Но служба при дворах имела то неудобство, что при ней совершенно утрачивалась свобода, а работать приходилось иной раз над такими вещами, что ему становилось по-настоящему тошно. И все-таки, когда в 1500 году он попал во Флоренцию, город, почти ему родной, город свободный, город богатый, где его готовы были завалить заказами, он очень скоро сбежал… именно к Цезарю Борджа. И не в Рим, а, можно сказать, в военный лагерь. Он словно сам лез в придворную петлю. Ведь свобода была для него «высшим благом», и он знал, что именно этого высшего блага при любом дворе он будет лишен по преимуществу.

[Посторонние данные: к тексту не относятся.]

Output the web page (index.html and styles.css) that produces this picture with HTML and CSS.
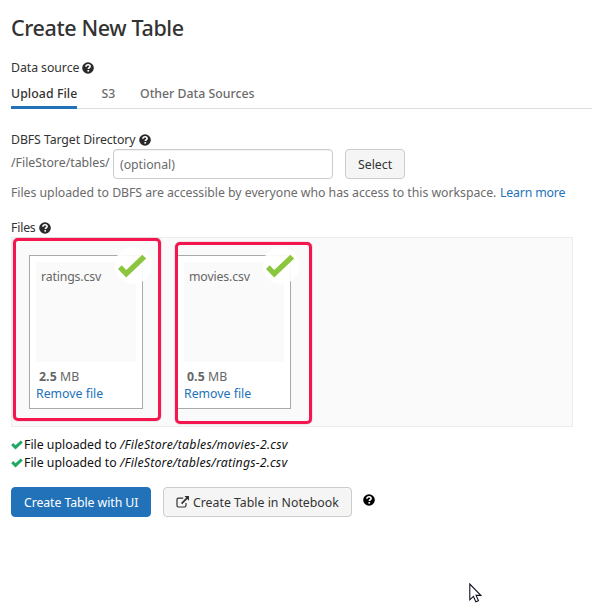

И платился, конечно, за это.

Быть может, источник пессимизма Леонардо именно в том, что при дворах он всегда чувствовал себя в оковах, не находил ни в чем удовлетворения, не мог отдаться работе непринужденно и радостно, в светлом сознании, что владеет всеми способностями. Ощущение какой-то вымученности в этой работе на заказ сопровождало его всегда. Мысль и творчество тормозились и возвращали себе свободу только тогда, когда от заказной работы Леонардо переходил к молчаливому размышлению вдвоем с тетрадью, которая наполнялась набросками всякого рода и затейливыми записями справа налево.

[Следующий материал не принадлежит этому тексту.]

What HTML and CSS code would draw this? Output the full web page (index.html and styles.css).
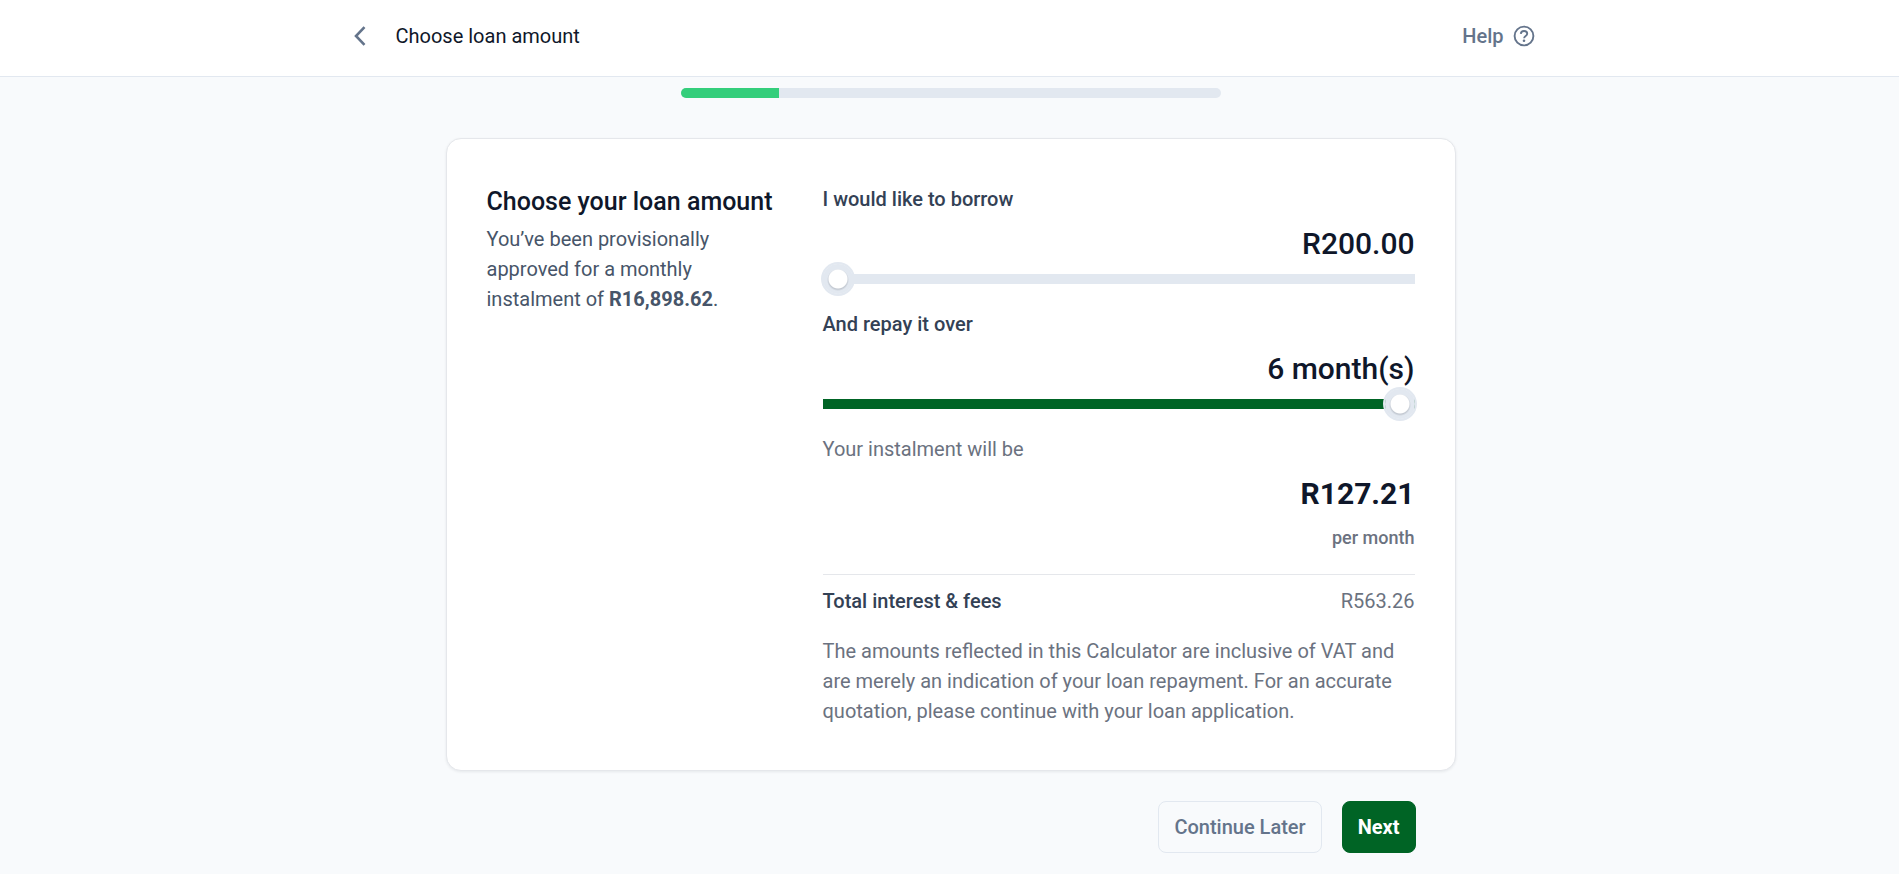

Как человек наблюдательный и умный, Леонардо почувствовал перемены в экономике и в социальных отношениях, заставлявшие ожидать наступления феодальной реакции гораздо раньше, чем она по-настоящему наступила. Когда через пятьдесят лет под действие этих перемен попал Челлини, их чувствовали уже все; их невозможно было не чувствовать. Когда приближение перемен и их будущую роль стал ощущать Леонардо, их угадывали лишь очень немногие, особенно проницательные или особенно заинтересованные, такие, как он, или такие, как Лоренцо Медичи.

Лоренцо Медичи принимал меры чисто хозяйственного характера, чтобы приближающийся вихрь не подхватил и не смел его богатства и его власть.